> _TASK OBJECTIVE_: Determine which lines contain the word "that", then copy those lines.

──────────

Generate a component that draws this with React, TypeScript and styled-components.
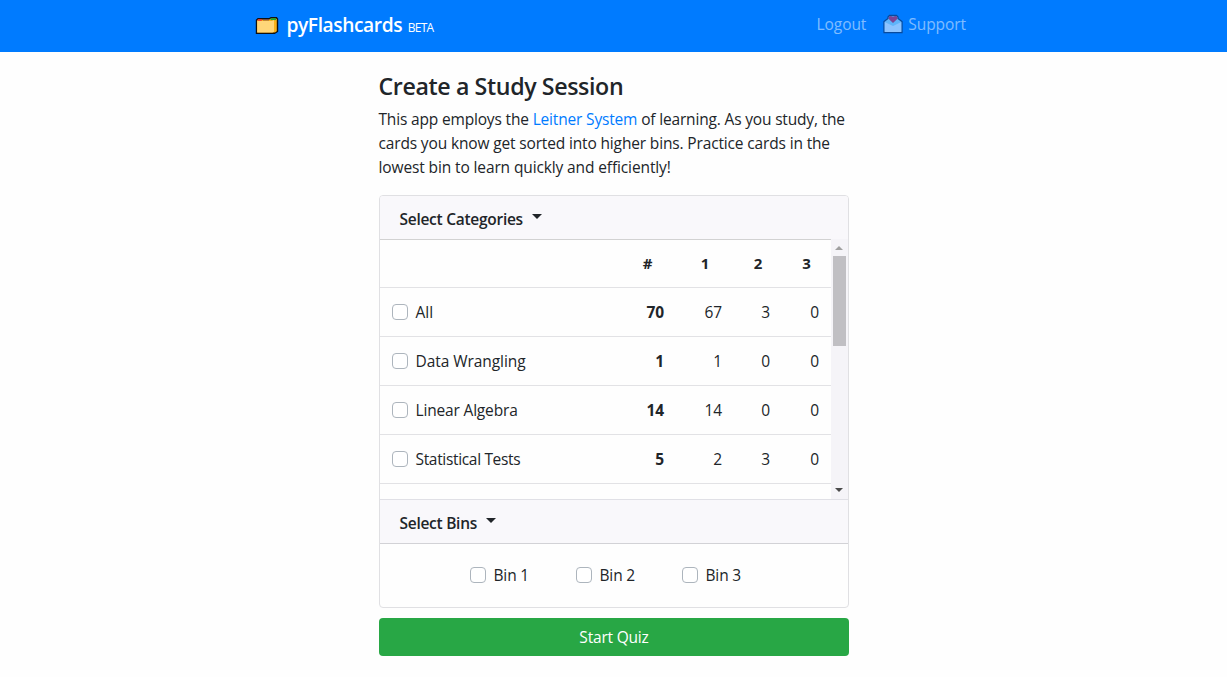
import React from 'react';
import styled, { createGlobalStyle } from 'styled-components';

const GlobalStyle = createGlobalStyle`
  * { box-sizing: border-box; }
  body {
    margin: 0;
    background: #fefefe;
    color: #212529;
    font: 400 15.5px/24px "Open Sans", "Noto Sans", sans-serif;
  }
`;

const Navbar = styled.nav`
  height: 52px;
  padding: 0 261px 0 255px;
  display: flex;
  align-items: center;
  justify-content: space-between;
  background: #007bff;
`;

const Brand = styled.a`
  display: flex;
  align-items: baseline;
  color: #fff;
  white-space: nowrap;
`;

const BrandName = styled.span`
  margin: -1px 0 1px 7.5px;
  font-size: 19.2px;
  font-weight: 600;
  letter-spacing: -0.42px;
  line-height: 30px;
`;

const Beta = styled.span`
  margin-left: 5.5px;
  font-size: 12px;
  letter-spacing: -0.7px;
`;

const NavLinks = styled.div`
  display: flex;
  align-items: center;
  padding-bottom: 4px;
  color: rgba(255, 255, 255, 0.5);
`;

const NavLink = styled.a`
  display: flex;
  align-items: center;
  white-space: nowrap;
  letter-spacing: -0.07px;
`;

const NavSupport = styled(NavLink)`
  margin-left: 17px;
  gap: 5px;
`;

const Main = styled.main`
  width: 470px;
  margin: 0 auto 0 379px;
  padding-top: 20px;
`;

const Title = styled.h1`
  margin: 0 0 0 -0.5px;
  font-size: 23.2px;
  font-weight: 600;
  line-height: 29px;
  letter-spacing: -0.38px;
  white-space: nowrap;
`;

const Intro = styled.p`
  margin: 6px 0 16px -0.5px;
`;

const Line = styled.span<{ $spacing: number }>`
  display: block;
  white-space: nowrap;
  letter-spacing: ${p => p.$spacing}px;
`;

const Link = styled.a`
  color: #007bff;
`;

const Card = styled.section`
  border: 1px solid #e0e0e3;
  border-radius: 4px;
  overflow: hidden;
`;

const SectionHeader = styled.div<{ $ruled?: boolean }>`
  height: ${p => (p.$ruled ? 45 : 43)}px;
  padding: 2px 19.5px 0;
  display: flex;
  align-items: center;
  background: #f9f8fb;
  font-weight: 600;
  letter-spacing: -0.27px;
  border-style: solid;
  border-color: #e0e0e6 transparent #d2d2d6;
  border-width: ${p => (p.$ruled ? '1px 0' : '0')};
`;

const Caret = styled.span`
  margin: 0 0 4px 9px;
  border: 5px solid transparent;
  border-top-color: #212529;
  border-bottom: 0;
`;

const ScrollArea = styled.div`
  height: 260px;
  display: flex;
  overflow: hidden;
`;

const Table = styled.div`
  flex: 1;
  border-top: 1px solid #d2d2d2;
`;

const Row = styled.div<{ $head?: boolean }>`
  height: ${p => (p.$head ? 48 : 49)}px;
  display: grid;
  grid-template-columns: 1fr 57px 58px 48px 49px;
  align-items: center;
  border-bottom: 1px solid #e2e2e5;
`;

const HeadCell = styled.span`
  padding-bottom: 2px;
  text-align: center;
  font-weight: 700;
  font-size: 15px;
`;

const NumberCell = styled.span<{ $bold?: boolean }>`
  padding-right: 12px;
  text-align: right;
  letter-spacing: -0.1px;
  font-weight: ${p => (p.$bold ? 700 : 400)};
`;

const Option = styled.label<{ $spacing?: number }>`
  display: flex;
  align-items: center;
  gap: 7.5px;
  white-space: nowrap;
  letter-spacing: ${p => p.$spacing ?? -0.15}px;
`;

const CategoryOption = styled(Option)`
  padding-left: 12px;
`;

const Checkbox = styled.input.attrs({ type: 'checkbox' })`
  appearance: none;
  width: 16px;
  height: 16px;
  margin: 0;
  border: 1px solid #adb5bd;
  border-radius: 4px;
  background: #fff;
`;

const Scrollbar = styled.div`
  width: 17px;
  padding: 7px 3px 7px 2px;
  display: flex;
  flex-direction: column;
  align-items: center;
  background: #f5f4f8;
`;

const Arrow = styled.span<{ $down?: boolean }>`
  border: 4px solid transparent;
  ${p => (p.$down ? 'border-top-color: #4a4a4a; border-bottom: 0;' : 'border-bottom-color: #a0a0a0; border-top: 0;')}
`;

const Thumb = styled.div`
  width: 13px;
  height: 90px;
  margin: 6px -1px auto 0;
  background: #c0bfc3;
`;

const Bins = styled.div`
  height: 63px;
  padding: 0 0 1px 90px;
  display: grid;
  grid-template-columns: repeat(3, 106px);
  align-items: center;
`;

const StartButton = styled.button`
  width: 100%;
  height: 38px;
  margin-top: 10px;
  padding: 0;
  border: 0;
  border-radius: 4px;
  background: #28a745;
  color: #fff;
  font: inherit;
  letter-spacing: -0.2px;
`;

const FolderIcon = () => (
  <svg width="24" height="20" viewBox="0 0 24 20" style={{ alignSelf: 'center' }}>
    <path d="M1.500 4 3 2.800h11l2-1h5.500l1 1.200v12.500l-1.500 1-1.500.8H1.500z" fill="#f9b21a" stroke="#111" strokeWidth="1.400" />
    <path d="M2.800 4h4" stroke="#f0303a" strokeWidth="1.600" />
    <path d="M8 3.800h6" stroke="#704a58" strokeWidth="1.200" />
    <path d="M15.500 3.200h5.500" stroke="#16a637" strokeWidth="1.800" />
    <path d="M2.200 5H17l2-1v11.800l-1.500.8H2.200z" fill="#ffd679" />
  </svg>
);

const LetterIcon = () => (
  <svg width="20" height="20" viewBox="0 0 20 20">
    <path d="M1 7.500 5 4.500V3L6.500 1.500h7L15 3v1.500l4 3V18.500H1z" fill="#5fb4fa" stroke="#084a9c" strokeWidth="1.300" />
    <path d="M10 9 5.800 5Q5 2 8 2l2 1 2-1q3 0 2.200 3z" fill="#7b4496" />
    <path d="M1.700 8 10 12l8.300-4v9.900H1.700z" fill="#8cc3ff" />
  </svg>
);

const categories = [
  { name: 'All', counts: [70, 67, 3, 0], spacing: 0 },
  { name: 'Data Wrangling', counts: [1, 1, 0, 0], spacing: -0.06 },
  { name: 'Linear Algebra', counts: [14, 14, 0, 0], spacing: -0.17 },
  { name: 'Statistical Tests', counts: [5, 2, 3, 0], spacing: -0.33 },
];

export default function App() {
  return (
    <>
      <GlobalStyle />
      <Navbar>
        <Brand>
          <FolderIcon />
          <BrandName>pyFlashcards</BrandName>
          <Beta>BETA</Beta>
        </Brand>
        <NavLinks>
          <NavLink>Logout</NavLink>
          <NavSupport><LetterIcon />Support</NavSupport>
        </NavLinks>
      </Navbar>
      <Main>
        <Title>Create a Study Session</Title>
        <Intro>
          <Line $spacing={-0.17}>This app employs the <Link>Leitner System</Link> of learning. As you study, the</Line>
          <Line $spacing={-0.15}>cards you know get sorted into higher bins. Practice cards in the</Line>
          <Line $spacing={-0.12}>lowest bin to learn quickly and efficiently!</Line>
        </Intro>
        <Card>
          <SectionHeader>Select Categories<Caret /></SectionHeader>
          <ScrollArea>
            <Table>
              <Row $head>
                <span />
                {['#', '1', '2', '3'].map(h => <HeadCell key={h}>{h}</HeadCell>)}
              </Row>
              {categories.map(c => (
                <Row key={c.name}>
                  <CategoryOption $spacing={c.spacing}><Checkbox />{c.name}</CategoryOption>
                  {c.counts.map((n, i) => <NumberCell key={i} $bold={i === 0}>{n}</NumberCell>)}
                </Row>
              ))}
            </Table>
            <Scrollbar>
              <Arrow />
              <Thumb />
              <Arrow $down />
            </Scrollbar>
          </ScrollArea>
          <SectionHeader $ruled>Select Bins<Caret /></SectionHeader>
          <Bins>
            {[1, 2, 3].map(n => <Option key={n}><Checkbox /><span>Bin {n}</span></Option>)}
          </Bins>
        </Card>
        <StartButton>Start Quiz</StartButton>
      </Main>
    </>
  );
}
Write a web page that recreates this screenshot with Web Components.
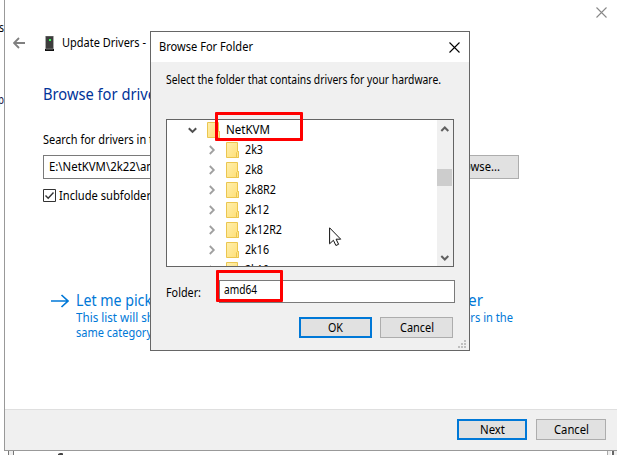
<!DOCTYPE html>
<html lang="en"><head><meta charset="utf-8"><title>Update Drivers</title>
<style>
html,body{margin:0;width:617px;height:455px;overflow:hidden;background:#fff}
body{font:12px/16px "Noto Sans","Open Sans",sans-serif;color:#000}
</style></head><body>
<driver-desktop></driver-desktop>
<script>
const define=(name,html,setup)=>{
  const t=document.createElement('template');t.innerHTML=html;
  customElements.define(name,class extends HTMLElement{
    constructor(){super();this.attachShadow({mode:'open'}).append(t.content.cloneNode(true));}
    connectedCallback(){if(setup)setup(this,this.shadowRoot);}
  });
};

// A single line of text condensed to the width given in "w".
define('ui-text',`<style>:host{display:block;white-space:nowrap;flex:none}span{display:inline-block;transform-origin:0 0}</style><span><slot></slot></span>`,
(h,r)=>{const s=r.querySelector('span'),w=+h.getAttribute('w');h.style.width=w+'px';
  const n=s.getBoundingClientRect().width;if(n&&w)s.style.transform='scaleX('+w/n+')';});

define('ui-button',`<style>:host{display:flex;box-sizing:border-box;align-items:center;justify-content:center;width:73px;height:21px;border:1px solid #adadad;background:#e1e1e1;flex:none}
:host([primary]){border:2px solid #0078d7}</style><slot></slot>`);

define('ui-close',`<style>:host{display:block;width:11px;height:11px;flex:none}svg{display:block}</style>
<svg width="11" height="11" viewBox="0 0 11 11" fill="none" stroke="currentColor" stroke-width="1.1"><path d="M.5.5l10 10M10.5.5l-10 10"/></svg>`);

define('tree-row',`<style>:host{display:flex;height:20px;align-items:center;box-sizing:border-box;padding-left:40px;flex:none}
:host([root]){padding-left:20px}
.c{width:12px;height:12px;margin-right:7px;color:#a0a0a0;flex:none}.d{display:none;color:#505050}
:host([root]) .c{display:none}:host([root]) .d{display:block}
.f{width:13px;height:16px;margin-right:6px;flex:none}
:host([root]) .f{margin-left:1px}</style>
<svg class="c" viewBox="0 0 12 12" fill="none" stroke="currentColor" stroke-width="1.8"><path d="M2.8 2L6.8 6l-4 4"/></svg>
<svg class="c d" viewBox="0 0 12 12" fill="none" stroke="currentColor" stroke-width="2"><path d="M1.800 4.200l3.700 3.700 3.700-3.700"/></svg>
<svg class="f" viewBox="0 0 13 16"><defs><linearGradient id="g" x2="1" y2="1"><stop stop-color="#ffefad"/><stop offset="1" stop-color="#ffdf75"/></linearGradient></defs><path d="M.5.5h11v9h1v6H.5z" fill="url(#g)" stroke="#ebc650"/><path d="M10.5 15.5v-5l1-1h1v6z" fill="#ffe68b" stroke="#ebc650"/></svg>
<slot></slot>`);

define('scroll-bar',`<style>:host{display:flex;flex-direction:column;width:16px;background:#f0f0f0;flex:none}
svg{display:block;width:16px;height:17px;flex:none}.t{width:15px;height:17px;background:#cdcdcd;margin-top:32px}.s{flex:1}</style>
<svg viewBox="0 0 16 17" fill="none" stroke="#606060" stroke-width="2"><path d="M4.300 11l3.500-3.500L11.300 11"/></svg><div class="t"></div><div class="s"></div>
<svg viewBox="0 0 16 17" fill="none" stroke="#606060" stroke-width="2"><path d="M4.300 7l3.500 3.500L11.300 7"/></svg>`);

define('folder-tree',`<style>:host{display:flex;box-sizing:border-box;width:288px;height:148px;border:1px solid #646464;background:#fff;overflow:hidden}
.r{flex:1;overflow:hidden}</style><div class="r"><slot></slot></div><scroll-bar></scroll-bar>`);

define('folder-dialog',`<style>
:host{display:flex;flex-direction:column;box-sizing:border-box;width:320px;height:320px;border:1px solid #666;background:#f0f0f0}
.title{display:flex;height:30px;background:#fff;align-items:center;justify-content:space-between;padding:0 9px 0 8px;box-sizing:border-box;flex:none}
.body{padding:10px 0 0 15px;display:flex;flex-direction:column;flex:1}
folder-tree{margin-top:31px}
.field{display:flex;margin-top:13px;height:23px;align-items:center}
.field>ui-text{margin-top:3px}
.input{box-sizing:border-box;display:flex;align-items:center;width:236px;height:23px;border:1px solid #7a7a7a;background:#fff;padding:0 0 3px 4px;margin-left:18px}
.buttons{display:flex;gap:8px;margin:14px 0 0 133px}
.grip{width:8px;height:8px;align-self:flex-end;margin:2px 3px 0 0}
</style>
<div class="title"><ui-text w="94">Browse For Folder</ui-text><ui-close></ui-close></div>
<div class="body"><ui-text w="275">Select the folder that contains drivers for your hardware.</ui-text>
<folder-tree><tree-row root><ui-text w="44">NetKVM</ui-text></tree-row>
<tree-row><ui-text w="18">2k3</ui-text></tree-row><tree-row><ui-text w="18">2k8</ui-text></tree-row><tree-row><ui-text w="31">2k8R2</ui-text></tree-row><tree-row><ui-text w="24">2k12</ui-text></tree-row><tree-row><ui-text w="37">2k12R2</ui-text></tree-row><tree-row><ui-text w="24">2k16</ui-text></tree-row><tree-row><ui-text w="24">2k19</ui-text></tree-row></folder-tree>
<div class="field"><ui-text w="35">Folder:</ui-text><div class="input"><ui-text w="33">amd64</ui-text></div></div>
<div class="buttons"><ui-button primary><ui-text w="15">OK</ui-text></ui-button><ui-button><ui-text w="34">Cancel</ui-text></ui-button></div>
<svg class="grip" viewBox="0 0 8 8" fill="#bfbfbf"><path d="M6 0h2v2H6zM3 3h2v2H3zM6 3h2v2H6zM0 6h2v2H0zM3 6h2v2H3zM6 6h2v2H6z"/></svg></div>`);

define('driver-wizard',`<style>
:host{display:flex;flex-direction:column;box-sizing:border-box;width:613px;height:451px;margin-left:4px;border:solid #999;border-width:0 0 1px 1px;background:#fff;overflow:hidden}
.top{display:flex;justify-content:flex-end;padding:7px 10px 0 0;height:11px;color:#888;flex:none}
.head{display:flex;height:16px;margin-top:17px;padding-left:8px;align-items:center;flex:none}
.back{width:12px;height:12px}.drive{width:9px;height:15px;margin:0 8px 0 20px}
.main{flex:1;display:flex;flex-direction:column}
h1{margin:32px 0 0 38px;font:17px/23px "Noto Sans",sans-serif;color:#039;width:112px;height:20px}
h1 ui-text{margin-top:-1px}
.row{display:flex;height:25px;align-items:center;margin:6px 0 0 38px}
.in{box-sizing:border-box;width:120px;height:24px;border:1px solid #7a7a7a;padding:3px 0 0 5px}
.row ui-button{width:79px;height:24px;justify-content:flex-end;padding-right:18px;margin-left:277px;margin-top:1px}
.check{display:flex;margin:8px 0 0 38px;height:16px;align-items:center;gap:3px}
.check svg{flex:none}.check ui-text{margin-top:2px}
.link{display:flex;margin:87px 0 0 46px;color:#0078d7;height:54px}
.arrow{width:18px;height:14px;margin:4px 7px 0 0;flex:none}
.left{width:75px;flex:none;padding-top:1px}.right{margin-left:317px;padding-top:1px}
.big{font-size:15.500px;line-height:19px;height:19px}
.small{line-height:15px}
footer{box-sizing:border-box;height:41px;background:#f0f0f0;border-top:1px solid #dfdfdf;padding:9px 11px 0 0;display:flex;gap:9px;justify-content:flex-end;flex:none}
footer ui-button{width:70px}
</style>
<div class="top"><ui-close></ui-close></div>
<div class="head"><svg class="back" viewBox="0 0 12 12" fill="none" stroke="#808080" stroke-width="1.8"><path d="M12 6H1M6 1L1 6l5 5"/></svg>
<svg class="drive" viewBox="0 0 9 15"><path d="M1 0h7v13H1z" fill="#3c3c3c"/><path d="M.5 0v13M8.5 0v13" stroke="#aaa"/><path d="M1 0h7" stroke="#777"/><path d="M4 3h2v2H4z" fill="#3f5"/><path d="M0 13h9v2H0z" fill="#111"/><path d="M1 13h7" stroke="#888" stroke-width=".8"/></svg><ui-text w="84">Update Drivers -</ui-text></div>
<div class="main"><h1><ui-text w="113">Browse for drive</ui-text></h1>
<ui-text w="110" style="margin:29px 0 0 38px">Search for drivers in t</ui-text>
<div class="row"><div class="in"><ui-text w="108">E:\\NetKVM\\2k22\\am</ui-text></div><ui-button><ui-text w="36">owse...</ui-text></ui-button></div>
<div class="check"><svg width="13" height="13" viewBox="0 0 13 13" fill="none" stroke="#333"><path d="M.5.5h12v12H.5z"/><path d="M2.500 6.500l2.700 2.800 5.300-5.800" stroke-width="1.4"/></svg><ui-text w="92">Include subfolder</ui-text></div>
<div class="link"><svg class="arrow" viewBox="0 0 18 14" fill="none" stroke="currentColor" stroke-width="1.7"><path d="M0 7h17M10.500 1L17 7l-6.500 6"/></svg>
<div class="left"><ui-text class="big" w="76">Let me pick</ui-text><ui-text class="small" w="78">This list will sh</ui-text><ui-text class="small" w="76">same category</ui-text></div>
<div class="right"><ui-text class="big" w="15">er</ui-text><ui-text class="small" style="margin-left:-4px" w="49">ers in the</ui-text></div></div></div>
<footer><ui-button primary><ui-text w="25">Next</ui-text></ui-button><ui-button><ui-text w="35">Cancel</ui-text></ui-button></footer>`);

define('driver-desktop',`<style>
:host{display:block;position:relative;width:617px;height:455px;overflow:hidden}
.back{position:absolute;left:0;width:4px;overflow:hidden}.back ui-text{float:right}
.beneath{display:flex;height:4px}.beneath i{display:block;height:4px;box-sizing:border-box}
folder-dialog{position:absolute;left:150px;top:31px}
.mark{position:absolute;box-sizing:border-box;border:3px solid #f00;border-radius:1px}
.cursor{position:absolute;left:329px;top:227px;width:13px;height:19px}
</style><driver-wizard></driver-wizard>
<div class="back" style="top:20px"><ui-text w="5">s</ui-text></div><div class="back" style="top:92px;color:#201040"><ui-text w="6">p</ui-text></div>
<div class="beneath"><i style="width:6px;margin-left:8px;border:solid #777;border-width:0 1px;background:#eee"></i><svg width="6" height="4" style="margin-left:44px"><path d="M0 4V3l2-1h2l2 1v1z" fill="#444"/></svg><i style="width:4px;margin-left:544px;background:#eee;border-left:1px solid #aaa"></i><i style="width:2px;background:#666;margin-left:1px"></i><i style="width:3px;background:#eee"></i></div>
<folder-dialog></folder-dialog>
<div class="mark" style="left:215px;top:112px;width:88px;height:29px"></div><div class="mark" style="left:216px;top:270px;width:67px;height:32px"></div>
<svg class="cursor" viewBox="0 0 13 19"><path d="M.6.8v16l3.800-3.500 2.500 5.200 2.700-1.200-2.500-5.100h4.600z" fill="#fff" stroke="#111" stroke-width="1"/></svg>`);
</script></body></html>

──────────

> _ANSWER TO THE EXERCISE_:
Generate a component that draws this with React, TypeScript and styled-components.
Write a web page that recreates this screenshot with Web Components.
<div class="body"><ui-text w="275">Select the folder that contains drivers for your hardware.</ui-text>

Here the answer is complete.